Plato, Science-Fiction, and WORLD ON A WIRE
With a restored print making its way around art houses all over the world, Rainer Werner Fassbinder’s long talked-about epic TV two-parter, WORLD ON A WIRE, may be a bit intimidating to most, but for fans of films like INCEPTION, THE MATRIX, or even to an extent AVATAR, this is a film right up that alley. However, those same people may be in for a shock. There is not much, if any, real action here; no fast-paced set pieces, and no spoon feeding of themes, with the late German auteur Fassbinder opting for a far more meditative, sophistic look at what it truly means to be real.
Drawing on a similar premise as a film like THE MATRIX, WORLD ON A WIRE is Fassbinder’s 200+ minute 1973 epic, based on a novel from American scribe Daniel F. Galouye, and finds our lead, Mr. Stiller, on the brink of a huge discovery. Following the death of a colleague, Stiller becomes aware that, simply put, this world is not a “real” world. Having themselves discovered a way to make a TRON-like computerized world, he discovers that that is exactly the same type of world that he finds himself in, with a “real” world a level above.
Yes, the premise itself is quite intimidating for the average viewer, and tossed in with a nearly 3 ½ hour runtime, and you have a film that may not be all that high on many people’s “must see” lists. However, changing that is exactly what this piece hopes to do.
First, the merits of the film itself.
Directed by Fassbinder, WORLD ON A WIRE is choc- full of many of the director’s trademark touches, along with a cavalcade of directorial flourishes. Be it a long, circular tracking shot around a table, or the placement of the camera just an inch too low, making the frame absolutely unforgettable, Fassbinder gives an otherwise really slow moving piece of naturalistic sci-fi a great sense of energy. Fassbinder re-teams with long time director of photography Michael Ballhaus for this film, and is one of the director’s more beautiful pieces. The sets really pop with Ballhaus’ neon palette, and the camera moves with such a lyrical ease that it’s really a breathtaking piece of filmmaking from a long-collaborating duo.

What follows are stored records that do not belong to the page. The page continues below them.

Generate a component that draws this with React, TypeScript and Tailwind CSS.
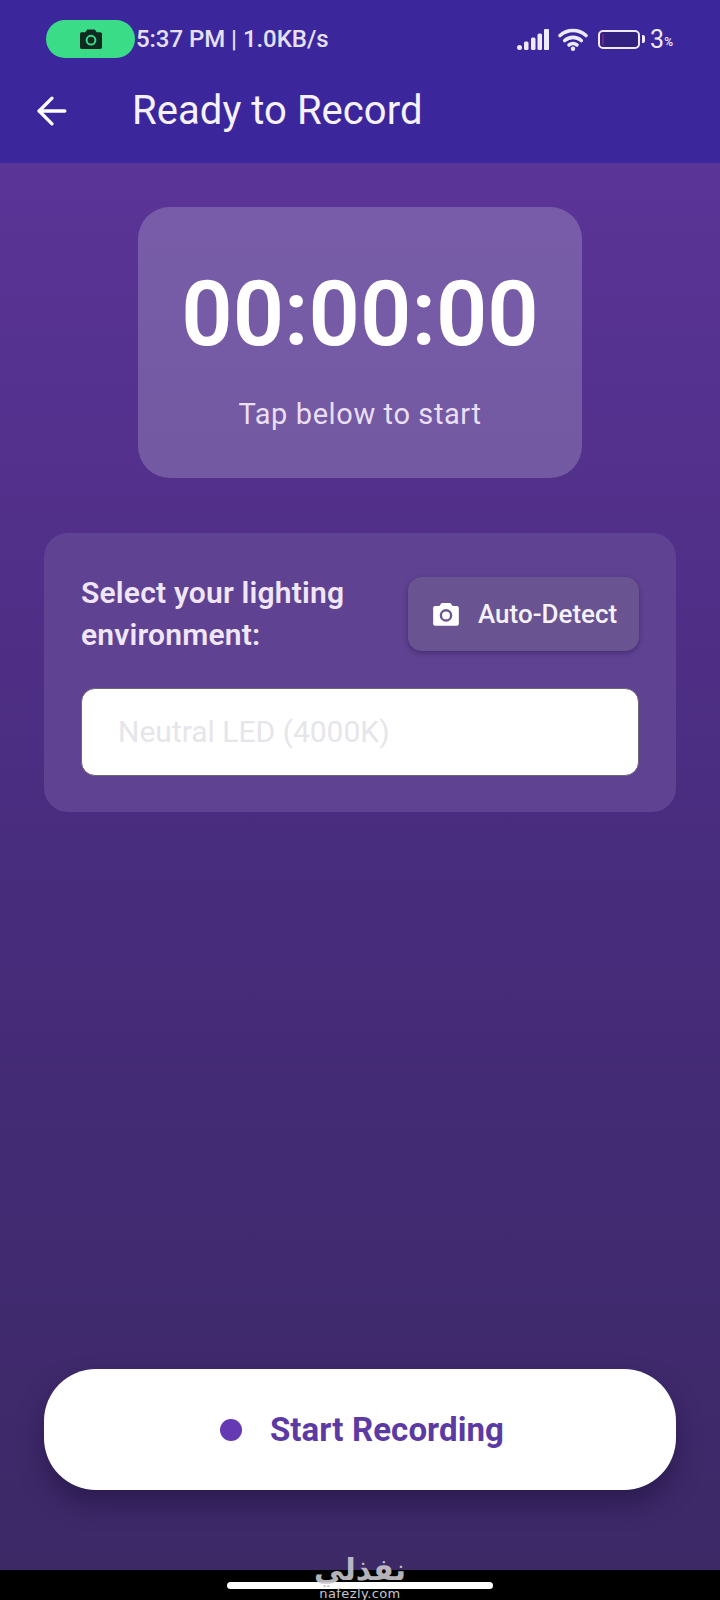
import React from 'react';
import { ArrowLeft } from 'lucide-react';

const CameraGlyph: React.FC<{ body: string; ring: string; className: string }> = ({ body, ring, className }) => (
  <svg viewBox="0 0 24 22" className={className}>
    <path
      d="M8.2 1.5h7.6l1.9 2.7h3.6c1 0 1.7.8 1.7 1.7v13.4c0 1-.8 1.7-1.7 1.700H2.700c-1 0-1.700-.8-1.700-1.700V5.900c0-1 .8-1.700 1.700-1.700h3.600z"
      fill={body}
    />
    <circle cx="12" cy="12.2" r="4.4" fill="none" stroke={ring} strokeWidth="2" />
  </svg>
);

const StatusIcons: React.FC = () => (
  <div className="flex items-center">
    <svg viewBox="0 0 32 21" className="w-[32px] h-[21px]" fill="#efe9fb">
      <rect x="0" y="16" width="5" height="5" rx="2.500" />
      <rect x="7" y="12.500" width="4.500" height="8.500" rx="1.500" />
      <rect x="14" y="8.500" width="4.500" height="12.500" rx="1.500" />
      <rect x="20.500" y="4.500" width="4.500" height="16.500" rx="1.500" />
      <rect x="27" y="0" width="5" height="21" rx="1" />
    </svg>
    <svg viewBox="0 0 30 23" className="ml-[9px] w-[30px] h-[23px]" fill="none" stroke="#efe9fb" strokeWidth="3.600" strokeLinecap="round">
      <path d="M2 7.500C9.500 .8 20.500 .8 28 7.500" />
      <path d="M6.700 12.500c4.800-4.200 11.800-4.200 16.600 0" />
      <path d="M11 17c2.400-1.800 5.600-1.800 8 0" />
      <circle cx="15" cy="20.700" r="2.200" fill="#efe9fb" stroke="none" />
    </svg>
    <div className="ml-[10px] w-[42px] h-[19px] rounded-[5px] border-2 border-[#efe9fb] bg-[#33217f] flex items-center pl-[2px]">
      <div className="w-[2px] h-[11px] bg-[#6a2680]" />
    </div>
    <div className="ml-[2px] w-[3px] h-[8px] rounded-r-[2px] bg-[#efe9fb]" />
    <span className="ml-[5px] text-[25px] leading-none text-[#efe9fb]">3</span>
    <span className="mt-[6px] text-[12px] leading-none font-medium text-[#efe9fb]">%</span>
  </div>
);

const App: React.FC = () => {
  return (
    <div className="w-[720px] h-[1600px] flex flex-col overflow-hidden font-['Roboto',sans-serif]">
      {/* Header */}
      <header className="h-[163px] shrink-0 bg-[#3b279b] flex flex-col">
        <div className="flex items-center h-[38px] mt-[20px] pl-[46px] pr-[47px]">
          <div className="w-[89px] h-[38px] rounded-full bg-[#3bdc88] flex items-center justify-center">
            <CameraGlyph body="#0f2a20" ring="#3bdc88" className="w-[24px] h-[22px]" />
          </div>
          <span className="ml-[1px] text-[24px] leading-none font-medium tracking-[-0.05px] text-[#e6e0f7]">5:37 PM | 1.0KB/s</span>
          <div className="ml-auto">
            <StatusIcons />
          </div>
        </div>
        <div className="flex items-center h-[52px] mt-[27px] pl-[30px]">
          <ArrowLeft className="w-[44px] h-[44px] text-white" strokeWidth={1.8} />
          <h1 className="ml-[58px] text-[40px] leading-none font-normal tracking-[0.05px] text-[#f6f2fd]">Ready to Record</h1>
        </div>
      </header>

      {/* Body */}
      <main className="flex-1 min-h-0 flex flex-col items-center bg-gradient-to-b from-[#5b3497] via-[#482c7d] to-[#3c2966] px-[44px]">
        <section className="mt-[44px] w-[444px] h-[271px] rounded-[32px] bg-gradient-to-b from-[#785ca9] to-[#7259a1] flex flex-col items-center">
          <div className="mt-[56px] text-[90px] leading-[104px] font-semibold text-white">00:00:00</div>
          <div className="mt-[30px] text-[29px] leading-[34px] tracking-[0.6px] text-[#eadff5]">Tap below to start</div>
        </section>

        <section className="mt-[55px] w-full h-[279px] rounded-[24px] bg-[#5f4291] pl-[37px] pr-[37px] pt-[39px]">
          <div className="flex items-start justify-between">
            <div className="text-[30px] leading-[42px] font-semibold tracking-[0.2px] text-[#f0e6f8]">
              Select your lighting
              <br />
              environment:
            </div>
            <button className="mt-[5px] w-[231px] h-[74px] shrink-0 rounded-[14px] bg-[#695391] shadow-[0_2px_5px_rgba(40,20,80,0.45)] flex items-center pl-[24px]">
              <CameraGlyph body="#ffffff" ring="#695391" className="w-[28px] h-[26px]" />
              <span className="ml-[18px] text-[26px] leading-none font-medium text-[#f6f2fb]">Auto-Detect</span>
            </button>
          </div>
          <div className="mt-[32px] h-[88px] rounded-[14px] bg-white border border-[#6f6578] flex items-center pl-[36px]">
            <span className="text-[30px] leading-none text-[#e6e5ea]">Neutral LED (4000K)</span>
          </div>
        </section>

        <button className="mt-auto mb-[80px] w-full h-[121px] pl-[4px] rounded-[52px] bg-white shadow-[0_14px_24px_rgba(28,14,60,0.5)] flex items-center justify-center">
          <span className="w-[22px] h-[22px] rounded-full bg-[#6539b4]" />
          <span className="ml-[28px] text-[33px] tracking-[0.1px] leading-none font-bold text-[#5c3aa4]">Start Recording</span>
        </button>
      </main>

      {/* Nav bar with watermark */}
      <footer className="relative h-[30px] shrink-0 bg-black flex justify-center">
        <div className="mt-[12px] w-[266px] h-[7px] rounded-full bg-white" />
        <div className="absolute left-0 right-0 top-[-18px] flex flex-col items-center text-[#c8c6cc]">
          <span dir="rtl" className="font-['DejaVu_Sans',sans-serif] text-[30px] leading-[36px] font-bold opacity-90">نفذلي</span>
          <span className="font-['DejaVu_Sans',sans-serif] text-[13px] leading-[12px] tracking-[0.4px]">nafezly.com</span>
        </div>
      </footer>
    </div>
  );
};

export default App;
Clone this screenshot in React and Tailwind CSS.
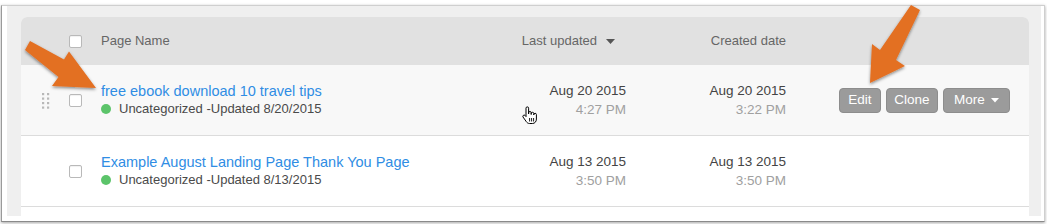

The performances here are also really top-notch. The film stars Klaus Lowitsch as Stiller, and while his turn may come off as a bit melodramatic, it genuinely adds quite a bit to the feature. The performance is inherently a bit over-the-top. Be it the silly expressions he makes occasionally, or the percussive nature with which he speaks, the performance is bombastic, but in a way that adds to the film instead of takes away from it. Barbara Valentin is great here as Gloria Fromm, with Ulli Lommel really stealing the show as a journalist who Fred Stiller meets later on during the film. Similarly to Fassbinder’s brilliant but intimidating BERLIN ALEXANDERPLATZ, WORLD ON A WIRE is lengthy in runtime, but it’s not only a massively engaging in its visual style and performances, but it’s also a dense piece of philosophy blending science fiction with a subject that has sparked the human imagination since Plato.
Best described as a science-fiction take on Plato’s Theory Of Forms, the film derives directly from the philosopher.
Within the Theory Of Forms, Plato states one singular idea, which itself is at the core of WORLD ON A WIRE: this is not the real world. To Plato (or at least according to his dialogues with Socrates), the world that we ourselves live in, is simply an image or a carbon copy of sorts, of the true “real” world. Within this dialogue with Socrates, it is revealed that to him, everything that we see is nothing more than an abstract take on an unseen “type” of entity. Take the car that you, your neighbor, or anyone around you owns. That car is indeed “a car,” but according to this theory, it’s not “the” car. The actual car is an unseen and unchanging being that allows for the thing that you and I see to exist. Another example of this would be the idea of multiple universes. In the opening of SLACKER, Richard Linklater’s characters spouts off a dream he recently had in which he began thinking that each of the decisions you and I make ultimately lead to various other realities. These realities, born out of one unchanging reality, can be considered a “type” of being, at the biggest of possible scales.
To understand this is to deeply understand the world of WORLD ON A WIRE. The narrative is, at its core, as much of a piece of Socratic or Plato theory as THE MATRIX is, and is one of the richest pieces of science fiction that cinema has to offer. Best described as not only an adaptation of a novel but also of Plato’s Allegory of the Cave, WORLD ON A WIRE is a thought-provoking masterpiece from one of cinema’s most prolific filmmakers (Fassbinder helmed 40+ features before dying at the age of 37), and a stunning piece of both cinema and human philosophy.